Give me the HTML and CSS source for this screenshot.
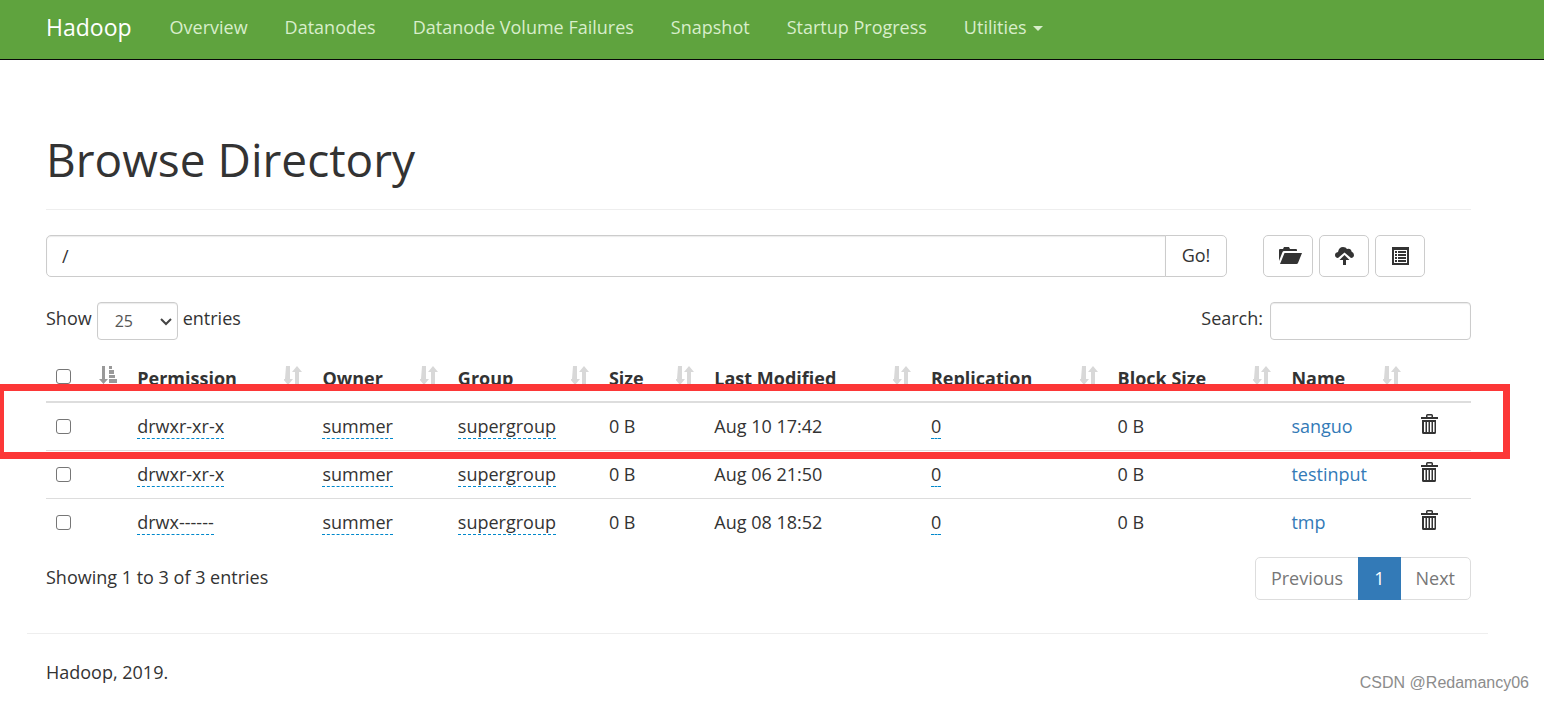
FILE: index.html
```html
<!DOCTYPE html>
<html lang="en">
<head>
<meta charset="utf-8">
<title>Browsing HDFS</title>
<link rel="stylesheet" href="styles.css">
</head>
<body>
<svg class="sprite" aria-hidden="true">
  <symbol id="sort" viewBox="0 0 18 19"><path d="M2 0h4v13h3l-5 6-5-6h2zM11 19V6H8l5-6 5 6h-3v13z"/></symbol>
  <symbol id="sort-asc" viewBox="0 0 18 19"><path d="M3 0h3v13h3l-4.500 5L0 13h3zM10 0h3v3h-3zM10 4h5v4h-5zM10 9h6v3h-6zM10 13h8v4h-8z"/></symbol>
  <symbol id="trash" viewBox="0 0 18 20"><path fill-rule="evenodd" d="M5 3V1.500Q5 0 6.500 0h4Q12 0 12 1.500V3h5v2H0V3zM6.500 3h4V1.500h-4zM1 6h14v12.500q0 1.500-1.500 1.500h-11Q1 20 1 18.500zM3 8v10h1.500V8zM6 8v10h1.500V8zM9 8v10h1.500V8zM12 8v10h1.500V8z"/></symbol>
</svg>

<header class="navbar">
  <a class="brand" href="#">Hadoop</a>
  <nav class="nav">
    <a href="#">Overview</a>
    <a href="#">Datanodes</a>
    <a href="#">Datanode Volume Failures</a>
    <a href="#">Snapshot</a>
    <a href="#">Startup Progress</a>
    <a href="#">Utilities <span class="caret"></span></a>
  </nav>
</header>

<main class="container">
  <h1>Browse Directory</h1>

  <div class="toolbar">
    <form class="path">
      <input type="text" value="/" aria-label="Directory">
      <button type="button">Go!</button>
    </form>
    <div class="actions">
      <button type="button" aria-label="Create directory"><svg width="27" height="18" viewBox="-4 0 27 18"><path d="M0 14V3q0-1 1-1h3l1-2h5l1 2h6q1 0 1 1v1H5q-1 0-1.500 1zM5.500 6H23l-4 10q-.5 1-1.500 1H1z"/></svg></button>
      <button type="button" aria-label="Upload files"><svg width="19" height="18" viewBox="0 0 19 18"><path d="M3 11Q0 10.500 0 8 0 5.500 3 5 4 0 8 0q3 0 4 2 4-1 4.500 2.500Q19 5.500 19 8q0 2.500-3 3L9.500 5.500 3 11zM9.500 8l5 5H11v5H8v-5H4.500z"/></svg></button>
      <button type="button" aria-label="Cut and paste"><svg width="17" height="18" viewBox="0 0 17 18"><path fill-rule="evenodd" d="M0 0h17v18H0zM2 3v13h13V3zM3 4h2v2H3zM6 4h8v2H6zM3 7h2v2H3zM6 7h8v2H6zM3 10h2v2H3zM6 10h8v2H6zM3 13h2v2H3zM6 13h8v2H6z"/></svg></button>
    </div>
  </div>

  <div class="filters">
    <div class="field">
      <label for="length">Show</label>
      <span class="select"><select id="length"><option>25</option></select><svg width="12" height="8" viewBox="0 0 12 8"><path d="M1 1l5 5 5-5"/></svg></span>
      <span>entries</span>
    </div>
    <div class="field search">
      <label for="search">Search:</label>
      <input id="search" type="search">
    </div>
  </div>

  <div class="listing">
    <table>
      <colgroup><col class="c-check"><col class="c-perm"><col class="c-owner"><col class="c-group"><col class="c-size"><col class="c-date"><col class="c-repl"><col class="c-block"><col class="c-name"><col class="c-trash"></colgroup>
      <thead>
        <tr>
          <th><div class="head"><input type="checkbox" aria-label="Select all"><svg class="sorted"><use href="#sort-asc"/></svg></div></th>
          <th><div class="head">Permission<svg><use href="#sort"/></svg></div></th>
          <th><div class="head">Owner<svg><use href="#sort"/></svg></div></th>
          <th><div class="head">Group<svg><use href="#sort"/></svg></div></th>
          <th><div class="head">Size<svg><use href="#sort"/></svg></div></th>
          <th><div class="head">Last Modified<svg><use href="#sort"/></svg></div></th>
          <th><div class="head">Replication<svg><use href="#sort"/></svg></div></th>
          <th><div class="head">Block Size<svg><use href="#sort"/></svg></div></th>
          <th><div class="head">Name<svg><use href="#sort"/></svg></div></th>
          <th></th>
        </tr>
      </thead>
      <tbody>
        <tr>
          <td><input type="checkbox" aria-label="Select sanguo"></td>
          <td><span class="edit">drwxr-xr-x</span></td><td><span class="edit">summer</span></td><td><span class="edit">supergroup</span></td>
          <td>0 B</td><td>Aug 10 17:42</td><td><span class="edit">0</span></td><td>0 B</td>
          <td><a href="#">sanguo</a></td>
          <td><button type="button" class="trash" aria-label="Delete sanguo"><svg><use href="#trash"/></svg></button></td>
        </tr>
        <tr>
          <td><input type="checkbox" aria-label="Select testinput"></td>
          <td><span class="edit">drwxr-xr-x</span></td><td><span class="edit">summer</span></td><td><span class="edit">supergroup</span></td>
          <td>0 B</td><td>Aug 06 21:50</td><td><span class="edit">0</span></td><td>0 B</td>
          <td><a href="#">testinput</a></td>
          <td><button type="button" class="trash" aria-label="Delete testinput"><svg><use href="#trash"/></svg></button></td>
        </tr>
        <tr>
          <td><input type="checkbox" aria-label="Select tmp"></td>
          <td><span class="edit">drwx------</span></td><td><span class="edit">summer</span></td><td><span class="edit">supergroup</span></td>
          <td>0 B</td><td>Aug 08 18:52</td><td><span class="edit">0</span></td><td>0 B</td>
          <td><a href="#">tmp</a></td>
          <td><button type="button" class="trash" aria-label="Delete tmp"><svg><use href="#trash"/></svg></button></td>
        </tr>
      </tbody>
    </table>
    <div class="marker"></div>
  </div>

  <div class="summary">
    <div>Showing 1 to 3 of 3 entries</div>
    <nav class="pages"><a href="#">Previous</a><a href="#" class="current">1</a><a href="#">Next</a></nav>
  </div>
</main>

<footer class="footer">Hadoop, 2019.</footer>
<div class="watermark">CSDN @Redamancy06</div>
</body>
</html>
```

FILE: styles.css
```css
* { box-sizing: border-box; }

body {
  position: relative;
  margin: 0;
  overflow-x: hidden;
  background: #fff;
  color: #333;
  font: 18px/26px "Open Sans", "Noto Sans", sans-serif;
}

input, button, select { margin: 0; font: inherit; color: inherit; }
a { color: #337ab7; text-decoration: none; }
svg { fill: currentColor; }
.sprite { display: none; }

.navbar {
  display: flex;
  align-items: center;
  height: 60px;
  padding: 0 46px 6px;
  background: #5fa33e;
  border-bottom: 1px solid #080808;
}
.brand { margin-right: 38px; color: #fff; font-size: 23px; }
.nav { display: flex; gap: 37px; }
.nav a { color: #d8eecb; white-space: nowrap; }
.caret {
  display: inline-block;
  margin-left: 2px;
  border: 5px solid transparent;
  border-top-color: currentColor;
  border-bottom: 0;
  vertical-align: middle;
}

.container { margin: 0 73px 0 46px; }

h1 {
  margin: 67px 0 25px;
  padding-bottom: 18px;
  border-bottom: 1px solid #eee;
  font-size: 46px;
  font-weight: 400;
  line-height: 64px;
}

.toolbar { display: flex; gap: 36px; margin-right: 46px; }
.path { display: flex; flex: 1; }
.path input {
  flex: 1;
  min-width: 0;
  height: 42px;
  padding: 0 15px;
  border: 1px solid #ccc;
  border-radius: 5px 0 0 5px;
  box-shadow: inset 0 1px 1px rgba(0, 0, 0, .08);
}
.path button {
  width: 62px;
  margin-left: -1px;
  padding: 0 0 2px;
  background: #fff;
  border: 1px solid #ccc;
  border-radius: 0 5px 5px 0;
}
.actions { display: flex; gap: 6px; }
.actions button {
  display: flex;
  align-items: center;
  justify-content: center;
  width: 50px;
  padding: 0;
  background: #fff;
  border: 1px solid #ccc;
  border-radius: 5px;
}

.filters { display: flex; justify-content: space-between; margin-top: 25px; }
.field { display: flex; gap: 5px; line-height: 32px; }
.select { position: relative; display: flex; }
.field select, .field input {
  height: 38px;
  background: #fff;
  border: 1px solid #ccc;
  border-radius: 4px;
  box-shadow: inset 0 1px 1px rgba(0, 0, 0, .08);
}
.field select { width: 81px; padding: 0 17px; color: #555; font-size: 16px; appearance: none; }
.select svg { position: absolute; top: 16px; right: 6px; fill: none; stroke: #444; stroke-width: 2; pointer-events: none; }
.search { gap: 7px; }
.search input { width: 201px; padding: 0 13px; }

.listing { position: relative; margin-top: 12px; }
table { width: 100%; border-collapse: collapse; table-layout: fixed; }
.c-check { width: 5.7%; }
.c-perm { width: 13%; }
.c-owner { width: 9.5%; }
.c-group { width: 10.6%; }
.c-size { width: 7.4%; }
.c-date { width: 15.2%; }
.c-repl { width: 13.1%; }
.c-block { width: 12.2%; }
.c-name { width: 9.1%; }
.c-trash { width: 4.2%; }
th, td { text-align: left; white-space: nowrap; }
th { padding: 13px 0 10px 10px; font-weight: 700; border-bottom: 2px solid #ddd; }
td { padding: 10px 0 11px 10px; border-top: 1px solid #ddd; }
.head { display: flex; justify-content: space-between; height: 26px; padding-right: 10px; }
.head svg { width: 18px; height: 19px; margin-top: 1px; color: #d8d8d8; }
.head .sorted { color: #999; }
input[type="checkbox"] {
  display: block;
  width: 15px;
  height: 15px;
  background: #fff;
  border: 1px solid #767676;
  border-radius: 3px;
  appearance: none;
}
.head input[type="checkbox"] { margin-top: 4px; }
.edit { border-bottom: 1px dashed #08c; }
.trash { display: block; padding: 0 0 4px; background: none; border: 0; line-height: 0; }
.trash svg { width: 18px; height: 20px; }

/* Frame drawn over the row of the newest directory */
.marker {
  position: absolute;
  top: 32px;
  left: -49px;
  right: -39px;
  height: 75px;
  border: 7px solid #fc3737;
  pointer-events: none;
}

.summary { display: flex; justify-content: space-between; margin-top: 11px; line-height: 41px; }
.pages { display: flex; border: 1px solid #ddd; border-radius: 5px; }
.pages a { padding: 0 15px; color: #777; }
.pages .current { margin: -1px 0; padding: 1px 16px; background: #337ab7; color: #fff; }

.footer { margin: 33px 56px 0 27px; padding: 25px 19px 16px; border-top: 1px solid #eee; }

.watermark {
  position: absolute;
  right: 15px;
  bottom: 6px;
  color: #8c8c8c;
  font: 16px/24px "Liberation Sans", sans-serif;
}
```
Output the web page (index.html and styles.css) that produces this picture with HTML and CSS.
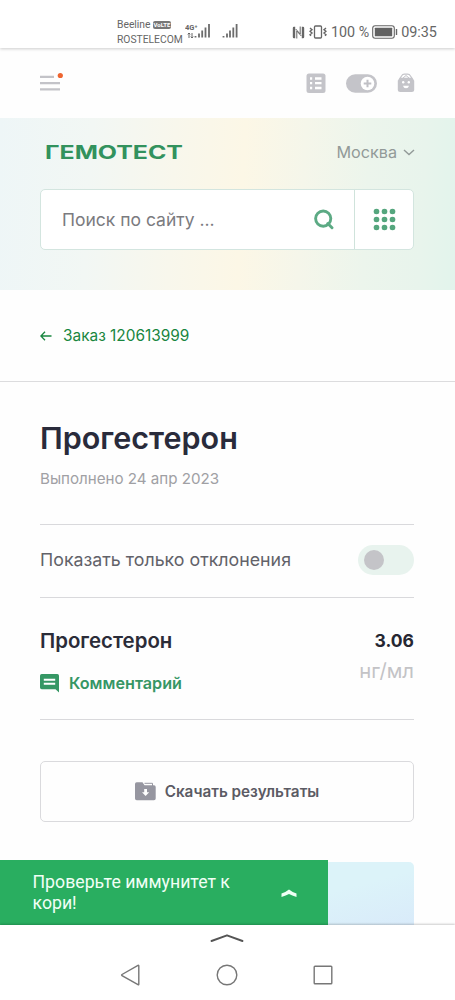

##############################

> **WHAT YOU WILL DO**
Where a line above contains the string "index", copy that line.

> **SOLUTION TO THE PROBLEM**
FILE: index.html
Output the web page (index.html and styles.css) that produces this picture with HTML and CSS.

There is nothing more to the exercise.